__Supplied data__
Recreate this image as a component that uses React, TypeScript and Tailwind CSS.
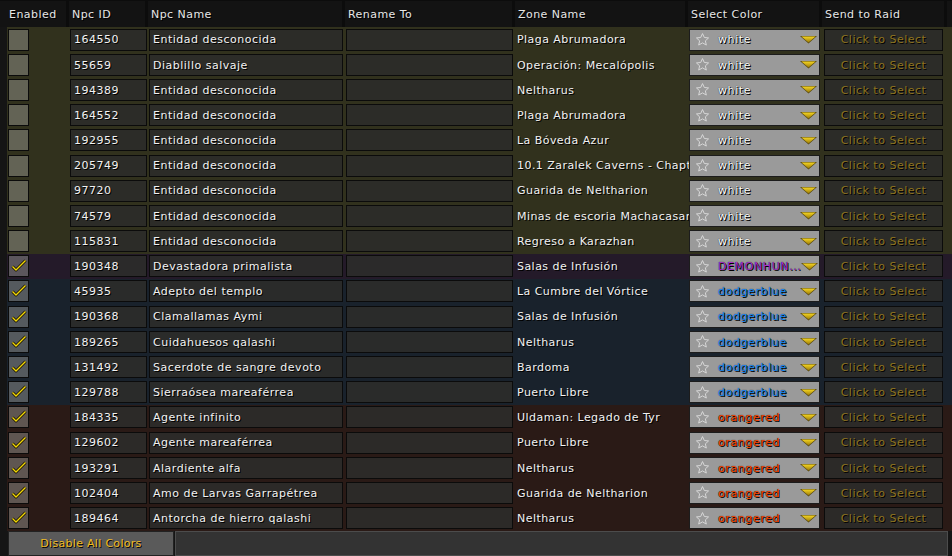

...

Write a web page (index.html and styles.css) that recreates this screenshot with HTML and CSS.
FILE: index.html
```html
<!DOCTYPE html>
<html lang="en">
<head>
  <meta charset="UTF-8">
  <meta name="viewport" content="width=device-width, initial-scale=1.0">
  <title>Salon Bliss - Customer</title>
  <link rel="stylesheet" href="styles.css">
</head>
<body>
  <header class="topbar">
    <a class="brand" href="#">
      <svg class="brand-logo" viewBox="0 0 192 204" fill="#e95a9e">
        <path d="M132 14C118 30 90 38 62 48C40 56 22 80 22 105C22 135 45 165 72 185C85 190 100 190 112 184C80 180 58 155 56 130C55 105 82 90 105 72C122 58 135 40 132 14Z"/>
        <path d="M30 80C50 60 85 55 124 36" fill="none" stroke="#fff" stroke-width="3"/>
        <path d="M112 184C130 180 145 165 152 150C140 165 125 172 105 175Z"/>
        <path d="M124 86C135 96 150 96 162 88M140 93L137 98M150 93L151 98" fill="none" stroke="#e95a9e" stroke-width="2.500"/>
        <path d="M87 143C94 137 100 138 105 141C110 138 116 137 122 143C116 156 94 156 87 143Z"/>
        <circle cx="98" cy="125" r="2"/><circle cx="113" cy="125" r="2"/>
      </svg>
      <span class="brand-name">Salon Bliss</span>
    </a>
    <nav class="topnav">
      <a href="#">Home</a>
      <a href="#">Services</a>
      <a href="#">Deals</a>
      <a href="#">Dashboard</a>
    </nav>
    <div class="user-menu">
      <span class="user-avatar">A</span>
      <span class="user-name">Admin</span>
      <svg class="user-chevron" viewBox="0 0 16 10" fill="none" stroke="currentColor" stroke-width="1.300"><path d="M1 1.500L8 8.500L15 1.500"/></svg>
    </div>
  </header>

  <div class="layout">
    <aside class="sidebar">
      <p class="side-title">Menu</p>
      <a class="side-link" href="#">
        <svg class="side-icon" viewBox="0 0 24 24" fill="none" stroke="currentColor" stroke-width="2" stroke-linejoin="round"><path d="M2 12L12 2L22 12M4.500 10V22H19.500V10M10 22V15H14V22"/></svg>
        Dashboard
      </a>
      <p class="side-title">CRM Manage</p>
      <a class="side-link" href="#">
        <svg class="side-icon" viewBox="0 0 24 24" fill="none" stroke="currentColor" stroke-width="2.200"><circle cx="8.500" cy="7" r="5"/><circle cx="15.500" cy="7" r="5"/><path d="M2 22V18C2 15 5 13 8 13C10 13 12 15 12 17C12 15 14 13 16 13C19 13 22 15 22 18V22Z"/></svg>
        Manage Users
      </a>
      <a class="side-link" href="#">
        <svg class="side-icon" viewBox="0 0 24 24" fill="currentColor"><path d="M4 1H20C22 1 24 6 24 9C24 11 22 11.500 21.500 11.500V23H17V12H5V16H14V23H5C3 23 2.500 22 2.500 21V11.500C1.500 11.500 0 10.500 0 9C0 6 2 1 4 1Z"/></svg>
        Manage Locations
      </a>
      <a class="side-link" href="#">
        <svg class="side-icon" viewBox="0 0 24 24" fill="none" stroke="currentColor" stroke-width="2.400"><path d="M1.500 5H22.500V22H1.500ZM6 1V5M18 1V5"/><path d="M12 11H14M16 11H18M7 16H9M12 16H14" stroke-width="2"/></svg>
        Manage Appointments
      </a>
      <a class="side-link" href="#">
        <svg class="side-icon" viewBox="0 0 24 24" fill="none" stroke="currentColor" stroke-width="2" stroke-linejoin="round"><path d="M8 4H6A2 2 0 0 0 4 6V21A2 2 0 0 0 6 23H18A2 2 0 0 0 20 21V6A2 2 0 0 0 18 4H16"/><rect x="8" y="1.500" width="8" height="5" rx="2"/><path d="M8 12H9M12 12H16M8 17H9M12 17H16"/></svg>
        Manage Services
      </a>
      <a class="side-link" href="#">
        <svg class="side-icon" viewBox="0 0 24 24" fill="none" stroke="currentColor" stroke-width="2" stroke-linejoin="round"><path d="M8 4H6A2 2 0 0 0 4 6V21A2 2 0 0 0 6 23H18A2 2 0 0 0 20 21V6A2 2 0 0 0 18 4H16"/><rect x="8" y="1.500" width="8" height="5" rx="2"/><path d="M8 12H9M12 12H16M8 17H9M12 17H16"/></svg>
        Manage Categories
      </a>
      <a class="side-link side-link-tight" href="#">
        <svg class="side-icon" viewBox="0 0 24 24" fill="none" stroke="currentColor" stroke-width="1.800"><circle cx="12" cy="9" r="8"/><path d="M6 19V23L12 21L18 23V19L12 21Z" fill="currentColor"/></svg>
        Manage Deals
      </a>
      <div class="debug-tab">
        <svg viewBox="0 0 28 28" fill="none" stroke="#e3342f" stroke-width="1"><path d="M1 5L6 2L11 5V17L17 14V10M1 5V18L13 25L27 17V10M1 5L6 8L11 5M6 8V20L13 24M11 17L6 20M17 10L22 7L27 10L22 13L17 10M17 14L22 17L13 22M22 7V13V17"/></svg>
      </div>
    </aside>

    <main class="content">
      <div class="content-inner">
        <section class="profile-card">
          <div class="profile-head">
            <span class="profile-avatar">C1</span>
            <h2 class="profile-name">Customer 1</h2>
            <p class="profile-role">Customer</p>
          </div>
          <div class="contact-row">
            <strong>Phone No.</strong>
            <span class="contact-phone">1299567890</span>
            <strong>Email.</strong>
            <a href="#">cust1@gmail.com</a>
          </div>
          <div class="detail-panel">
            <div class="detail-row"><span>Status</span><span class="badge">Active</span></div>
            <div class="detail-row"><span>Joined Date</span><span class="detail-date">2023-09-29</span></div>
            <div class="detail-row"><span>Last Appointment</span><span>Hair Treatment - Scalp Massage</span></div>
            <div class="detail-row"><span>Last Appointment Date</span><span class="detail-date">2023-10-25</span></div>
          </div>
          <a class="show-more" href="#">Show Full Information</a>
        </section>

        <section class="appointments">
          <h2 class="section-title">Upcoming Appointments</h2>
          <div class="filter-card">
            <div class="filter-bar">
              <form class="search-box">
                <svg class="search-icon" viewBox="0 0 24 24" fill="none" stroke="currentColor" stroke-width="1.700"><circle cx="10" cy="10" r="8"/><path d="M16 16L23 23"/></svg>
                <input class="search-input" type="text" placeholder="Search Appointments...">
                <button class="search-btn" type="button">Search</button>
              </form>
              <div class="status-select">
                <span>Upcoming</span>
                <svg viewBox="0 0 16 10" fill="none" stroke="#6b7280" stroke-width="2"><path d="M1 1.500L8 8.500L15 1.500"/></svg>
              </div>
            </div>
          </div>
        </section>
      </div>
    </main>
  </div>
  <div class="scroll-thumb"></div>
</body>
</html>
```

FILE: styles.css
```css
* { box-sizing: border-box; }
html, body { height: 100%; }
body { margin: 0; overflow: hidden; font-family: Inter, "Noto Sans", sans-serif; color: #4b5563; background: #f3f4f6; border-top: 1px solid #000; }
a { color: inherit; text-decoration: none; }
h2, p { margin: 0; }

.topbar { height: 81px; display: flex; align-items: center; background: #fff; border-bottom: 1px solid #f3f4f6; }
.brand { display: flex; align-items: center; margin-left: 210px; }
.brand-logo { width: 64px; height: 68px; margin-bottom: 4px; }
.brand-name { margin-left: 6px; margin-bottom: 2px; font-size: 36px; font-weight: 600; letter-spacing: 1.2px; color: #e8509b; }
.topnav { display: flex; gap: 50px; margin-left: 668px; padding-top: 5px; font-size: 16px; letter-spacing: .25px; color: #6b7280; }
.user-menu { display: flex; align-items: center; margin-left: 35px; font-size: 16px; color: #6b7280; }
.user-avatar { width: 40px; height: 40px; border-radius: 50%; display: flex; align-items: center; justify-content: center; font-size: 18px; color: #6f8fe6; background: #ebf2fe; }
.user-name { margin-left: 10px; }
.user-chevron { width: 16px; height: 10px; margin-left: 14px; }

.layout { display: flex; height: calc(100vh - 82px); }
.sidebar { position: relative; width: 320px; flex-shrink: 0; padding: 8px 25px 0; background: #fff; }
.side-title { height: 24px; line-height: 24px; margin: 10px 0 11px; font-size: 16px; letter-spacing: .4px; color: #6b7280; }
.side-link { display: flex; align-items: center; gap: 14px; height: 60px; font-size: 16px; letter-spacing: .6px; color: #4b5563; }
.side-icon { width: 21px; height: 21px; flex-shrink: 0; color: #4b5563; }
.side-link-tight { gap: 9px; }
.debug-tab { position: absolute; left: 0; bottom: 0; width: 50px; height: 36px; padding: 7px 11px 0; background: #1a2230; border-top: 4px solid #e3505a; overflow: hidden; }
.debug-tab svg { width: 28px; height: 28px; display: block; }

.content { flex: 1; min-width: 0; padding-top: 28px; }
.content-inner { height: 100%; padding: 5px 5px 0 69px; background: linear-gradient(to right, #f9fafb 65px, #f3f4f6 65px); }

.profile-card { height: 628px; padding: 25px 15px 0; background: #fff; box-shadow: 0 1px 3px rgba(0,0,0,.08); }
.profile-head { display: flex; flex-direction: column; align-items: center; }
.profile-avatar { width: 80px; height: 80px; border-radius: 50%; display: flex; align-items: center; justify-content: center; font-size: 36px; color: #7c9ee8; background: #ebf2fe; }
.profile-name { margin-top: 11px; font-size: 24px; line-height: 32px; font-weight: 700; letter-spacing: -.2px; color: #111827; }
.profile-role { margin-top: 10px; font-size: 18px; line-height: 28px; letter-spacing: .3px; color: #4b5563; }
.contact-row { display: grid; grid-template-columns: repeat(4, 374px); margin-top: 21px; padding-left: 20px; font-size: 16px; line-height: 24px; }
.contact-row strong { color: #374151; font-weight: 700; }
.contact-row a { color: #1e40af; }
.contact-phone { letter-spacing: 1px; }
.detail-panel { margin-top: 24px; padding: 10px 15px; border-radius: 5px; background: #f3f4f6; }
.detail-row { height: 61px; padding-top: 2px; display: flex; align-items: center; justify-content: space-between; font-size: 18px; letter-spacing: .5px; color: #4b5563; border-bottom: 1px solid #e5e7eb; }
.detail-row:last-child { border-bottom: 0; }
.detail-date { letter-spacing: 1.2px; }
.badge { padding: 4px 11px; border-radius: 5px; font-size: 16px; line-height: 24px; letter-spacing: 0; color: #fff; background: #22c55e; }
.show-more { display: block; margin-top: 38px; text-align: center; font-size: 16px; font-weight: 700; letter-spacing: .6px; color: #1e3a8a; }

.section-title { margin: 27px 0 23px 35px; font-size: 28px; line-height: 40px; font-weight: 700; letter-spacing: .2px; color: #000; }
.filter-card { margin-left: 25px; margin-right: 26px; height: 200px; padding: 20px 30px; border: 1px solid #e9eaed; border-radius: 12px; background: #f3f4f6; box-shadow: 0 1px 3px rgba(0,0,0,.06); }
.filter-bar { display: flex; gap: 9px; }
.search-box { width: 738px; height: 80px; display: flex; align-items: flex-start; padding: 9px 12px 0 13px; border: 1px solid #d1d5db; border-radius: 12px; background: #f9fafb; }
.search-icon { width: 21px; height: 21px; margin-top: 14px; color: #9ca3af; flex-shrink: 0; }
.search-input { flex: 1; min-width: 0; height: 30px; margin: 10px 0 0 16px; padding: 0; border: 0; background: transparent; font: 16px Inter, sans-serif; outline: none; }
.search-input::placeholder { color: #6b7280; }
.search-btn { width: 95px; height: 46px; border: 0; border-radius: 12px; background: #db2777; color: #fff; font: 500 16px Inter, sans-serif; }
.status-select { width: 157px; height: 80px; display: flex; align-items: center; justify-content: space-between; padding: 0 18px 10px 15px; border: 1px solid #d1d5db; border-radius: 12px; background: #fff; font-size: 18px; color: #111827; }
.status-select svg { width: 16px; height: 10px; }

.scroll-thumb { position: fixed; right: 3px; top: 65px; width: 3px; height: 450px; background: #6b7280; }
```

__Given request__
Collect each line above holding the string "styles".

__Solution to this task__
Write a web page (index.html and styles.css) that recreates this screenshot with HTML and CSS.
  <link rel="stylesheet" href="styles.css">
FILE: styles.css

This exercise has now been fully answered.